• Your objective: Search the data for the word "index". Reproduce every line where it is found.

• Provided data:

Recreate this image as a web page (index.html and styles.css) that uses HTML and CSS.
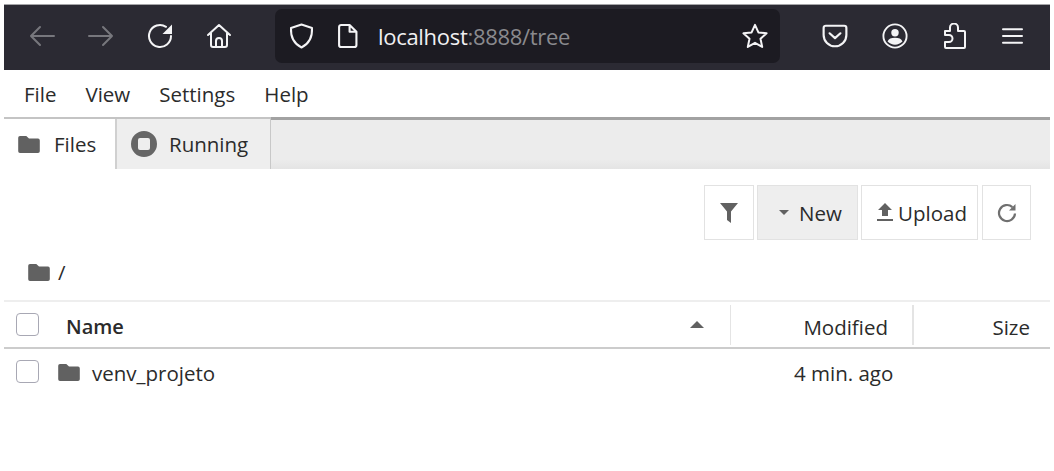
FILE: index.html
```html
<!DOCTYPE html>
<html>
<head>
    <meta charset="utf-8">
    <title>localhost:8888/tree</title>
    <link rel="stylesheet" href="styles.css">
</head>
<body>
    <div class="janela">
        <!-- barra do navegador -->
        <div class="navegador">
            <div class="nav-botoes">
                <svg class="ico ico-off" viewBox="0 0 26 24"><path d="M25 12H2M11 3l-9 9 9 9"/></svg>
                <svg class="ico ico-off" viewBox="0 0 26 24"><path d="M1 12h23M15 3l9 9-9 9"/></svg>
                <svg class="ico" viewBox="0 0 26 26"><path d="M24 13A11 11 0 1 1 19 3.800"/><path class="cheio" d="M25 1.500V11h-9.500z"/></svg>
                <svg class="ico" viewBox="0 0 26 26"><path d="M2 12 13 2l11 10M5 10v12a2 2 0 0 0 2 2h12a2 2 0 0 0 2-2V10M10 24v-6a3 3 0 0 1 6 0v6"/></svg>
            </div>
            <div class="endereco">
                <svg class="ico ico-escudo" viewBox="0 0 24 26"><path d="M12 1.500 22.500 5c.5 9-2.500 15.500-10.500 19.500C4 20.500 1 14 1.500 5z"/></svg>
                <svg class="ico ico-pagina" viewBox="0 0 20 24"><path d="M4 1.500h8l6.500 6.500v12.500a2 2 0 0 1-2 2H4a2 2 0 0 1-2-2v-17a2 2 0 0 1 2-2zM12 1.500V8h6.500"/></svg>
                <span class="url">localhost<span class="url-fraca">:8888/tree</span></span>
                <svg class="ico ico-estrela" viewBox="0 0 26 26"><path d="m13 1.800 3.400 7.600 8.200.9-6.100 5.500 1.700 8.100-7.200-4.100-7.200 4.100 1.700-8.100-6.100-5.500 8.200-.9z"/></svg>
            </div>
            <div class="nav-extras">
                <svg class="ico" viewBox="0 0 24 22"><path d="M3.500 1.500h17a2 2 0 0 1 2 2V10a10.500 10.500 0 0 1-21 0V3.500a2 2 0 0 1 2-2zM7 8.500l5 4.500 5-4.500"/></svg>
                <svg class="ico" viewBox="0 0 28 28"><circle cx="14" cy="14" r="12.500"/><circle class="cheio" cx="14" cy="10.500" r="4"/><path class="cheio" d="M6 20c1-3 4-4 8-4s7 1 8 4c-2 2-5 3.500-8 3.500S8 22 6 20z"/></svg>
                <svg class="ico" viewBox="0 0 24 26"><path d="M2 8h5V4.500a4 4 0 0 1 8 0V8h6a1 1 0 0 1 1 1v15a1 1 0 0 1-1 1H3a1 1 0 0 1-1-1v-5h4a3.500 3.500 0 0 0 0-7H2z"/></svg>
                <svg class="ico ico-menu" viewBox="0 0 22 18"><path d="M1 2h20M1 9h20M1 16h20"/></svg>
            </div>
        </div>

        <div class="menu">
            <span>File</span>
            <span>View</span>
            <span>Settings</span>
            <span>Help</span>
        </div>

        <div class="abas">
            <div class="aba aba-ativa">
                <svg class="pasta" viewBox="0 0 24 20"><path d="M2 1h7l3 3h10a2 2 0 0 1 2 2v12a2 2 0 0 1-2 2H2a2 2 0 0 1-2-2V3a2 2 0 0 1 2-2z"/></svg>
                Files
            </div>
            <div class="aba">
                <svg class="parar" viewBox="0 0 26 26"><path fill-rule="evenodd" d="M13 0a13 13 0 1 1 0 26 13 13 0 0 1 0-26zM9 7a2 2 0 0 0-2 2v8a2 2 0 0 0 2 2h8a2 2 0 0 0 2-2V9a2 2 0 0 0-2-2z"/></svg>
                Running
            </div>
            <div class="abas-resto"></div>
        </div>

        <div class="ferramentas">
            <button class="botao botao-filtro"><svg viewBox="0 0 18 20"><path d="M0 0h18l-7 8.500V20l-4-3V8.500z"/></svg></button>
            <button class="botao botao-novo"><i class="seta"></i>New</button>
            <button class="botao botao-upload"><svg viewBox="0 0 16 20"><path d="M8 0l7 7h-4v6H5V7H1zM0 16h16v2H0z"/></svg>Upload</button>
            <button class="botao botao-atualizar"><svg viewBox="0 0 20 20"><path d="M18 10.500a8 8 0 1 1-2.600-6.400"/><path class="seta-atualizar" d="M18.500 1v6.500H12z"/></svg></button>
        </div>

        <div class="caminho">
            <svg class="pasta" viewBox="0 0 24 20"><path d="M2 1h7l3 3h10a2 2 0 0 1 2 2v12a2 2 0 0 1-2 2H2a2 2 0 0 1-2-2V3a2 2 0 0 1 2-2z"/></svg>
            <span>/</span>
        </div>

        <div class="tabela">
            <div class="linha cabecalho">
                <i class="caixa"></i>
                <div class="col-nome"><b>Name</b><i class="seta-cima"></i></div>
                <div class="col-data">Modified</div>
                <div class="col-tam">Size</div>
            </div>
            <div class="linha">
                <i class="caixa"></i>
                <svg class="pasta" viewBox="0 0 24 20"><path d="M2 1h7l3 3h10a2 2 0 0 1 2 2v12a2 2 0 0 1-2 2H2a2 2 0 0 1-2-2V3a2 2 0 0 1 2-2z"/></svg>
                <div class="item-nome">venv_projeto</div>
                <div class="item-data">4 min. ago</div>
            </div>
        </div>
    </div>
</body>
</html>
```

FILE: styles.css
```css
* {
    box-sizing: border-box;
}

html, body {
    margin: 0;
    height: 100%;
    background-color: #fff;
}

body {
    font-family: "Open Sans", "Noto Sans", sans-serif;
    font-size: 20.500px;
    color: #2b2b2b;
    overflow: hidden;
}

.janela {
    width: 1046px;
    margin-left: 4px;
    padding-top: 4px;
}

.ico {
    fill: none;
    stroke: #f4f4f6;
    stroke-width: 2;
    stroke-linecap: round;
    stroke-linejoin: round;
    flex: none;
    width: 26px;
    height: 26px;
}

.ico-off {
    stroke: #77777d;
}

.ico-menu {
    width: 21px;
}

.ico .cheio {
    fill: #f4f4f6;
    stroke: none;
}

.navegador {
    display: flex;
    align-items: center;
    height: 66px;
    padding-bottom: 3px;
    background-color: #2b2a33;
    border-top: 1px solid #a5a5a8;
}

.nav-botoes {
    display: flex;
    gap: 33px;
    width: 271px;
    padding-left: 25px;
}

.endereco {
    display: flex;
    align-items: center;
    width: 505px;
    height: 54px;
    padding: 0 12px 0 14px;
    background-color: #1c1b22;
    border-radius: 7px;
}

.ico-escudo {
    width: 25px;
}

.ico-pagina {
    width: 21px;
    margin-left: 23px;
}

.url {
    flex: 1;
    margin-left: 20px;
    font-size: 22px;
    letter-spacing: -.3px;
    color: #f0f0f2;
}

.url-fraca {
    color: #8a8a8e;
}

.nav-extras {
    display: flex;
    align-items: center;
    gap: 34px;
    padding-left: 42px;
}

.menu {
    display: flex;
    gap: 29px;
    align-items: center;
    height: 47px;
    padding-left: 20px;
}

.abas {
    display: flex;
    height: 52px;
    border-top: 2px solid #c4c4c4;
}

.aba {
    display: flex;
    align-items: center;
    gap: 12px;
    width: 154px;
    padding-left: 14px;
    background-color: #eee;
    border-right: 1px solid #c8c8c8;
}

.aba-ativa {
    gap: 14px;
    width: 113px;
    background-color: #fff;
    border-right: 2px solid #d0d0d0;
}

.abas-resto {
    flex: 1;
    margin-top: -2px;
    background: linear-gradient(#ececec 80%, #e4e4e4);
    border-top: 3px solid #a2a2a2;
}

.pasta {
    flex: none;
    width: 22px;
    height: 18px;
    fill: #616161;
}

.parar {
    flex: none;
    width: 26px;
    height: 26px;
    fill: #666;
}

.ferramentas {
    display: flex;
    justify-content: flex-end;
    gap: 3px;
    padding: 16px 19px 0 0;
}

.botao {
    display: flex;
    align-items: center;
    justify-content: center;
    height: 55px;
    padding: 0;
    font: inherit;
    color: inherit;
    background-color: #fff;
    border: 1px solid #e2e2e2;
}

.botao-filtro {
    width: 50px;
}

.botao-filtro svg {
    width: 18px;
    height: 20px;
    fill: #616161;
}

.botao-novo {
    width: 101px;
    padding-left: 6px;
    background-color: #eee;
}

.seta {
    width: 0;
    height: 0;
    margin-right: 10px;
    border-left: 5.500px solid transparent;
    border-right: 5.500px solid transparent;
    border-top: 5.500px solid #616161;
}

.botao-upload {
    width: 117px;
    padding-left: 5px;
}

.botao-upload svg {
    width: 16px;
    height: 20px;
    margin-right: 5px;
    fill: #616161;
}

.botao-atualizar {
    width: 49px;
    margin-left: 1px;
}

.botao-atualizar svg {
    width: 20px;
    height: 20px;
    fill: none;
    stroke: #707070;
    stroke-width: 2.200;
}

.botao-atualizar .seta-atualizar {
    fill: #707070;
    stroke: none;
}

.caminho {
    display: flex;
    align-items: center;
    gap: 8px;
    height: 60px;
    padding: 3px 0 0 24px;
}

.tabela {
    border-top: 2px solid #eee;
}

.linha {
    display: flex;
    align-items: center;
    height: 45px;
    padding-left: 12px;
}

.linha.cabecalho {
    height: 47px;
    border-bottom: 2px solid #ccc;
}

.caixa {
    flex: none;
    width: 23px;
    height: 23px;
    background-color: #fff;
    border: 1px solid #a8a8b4;
    border-radius: 4px;
}

.col-nome {
    display: flex;
    align-items: center;
    justify-content: space-between;
    width: 691px;
    padding: 4px 26px 0 27px;
}

.col-nome b {
    font-weight: 600;
    font-size: 20px;
}

.seta-cima {
    width: 0;
    height: 0;
    margin-top: -4px;
    border-left: 7px solid transparent;
    border-right: 7px solid transparent;
    border-bottom: 7px solid #616161;
}

.col-data, .col-tam {
    height: 40px;
    line-height: 44px;
    text-align: right;
    border-left: 1px solid #e4e4e4;
}

.col-data {
    width: 182px;
    padding-right: 24px;
}

.col-tam {
    flex: 1;
    padding-right: 20px;
    border-left-width: 2px;
}

.linha .pasta {
    margin-left: 19px;
}

.item-nome {
    width: 702px;
    margin-left: 12px;
    padding-top: 2px;
}

.item-data {
    padding-top: 2px;
    white-space: nowrap;
}
```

• Result for this exercise:
Recreate this image as a web page (index.html and styles.css) that uses HTML and CSS.
FILE: index.html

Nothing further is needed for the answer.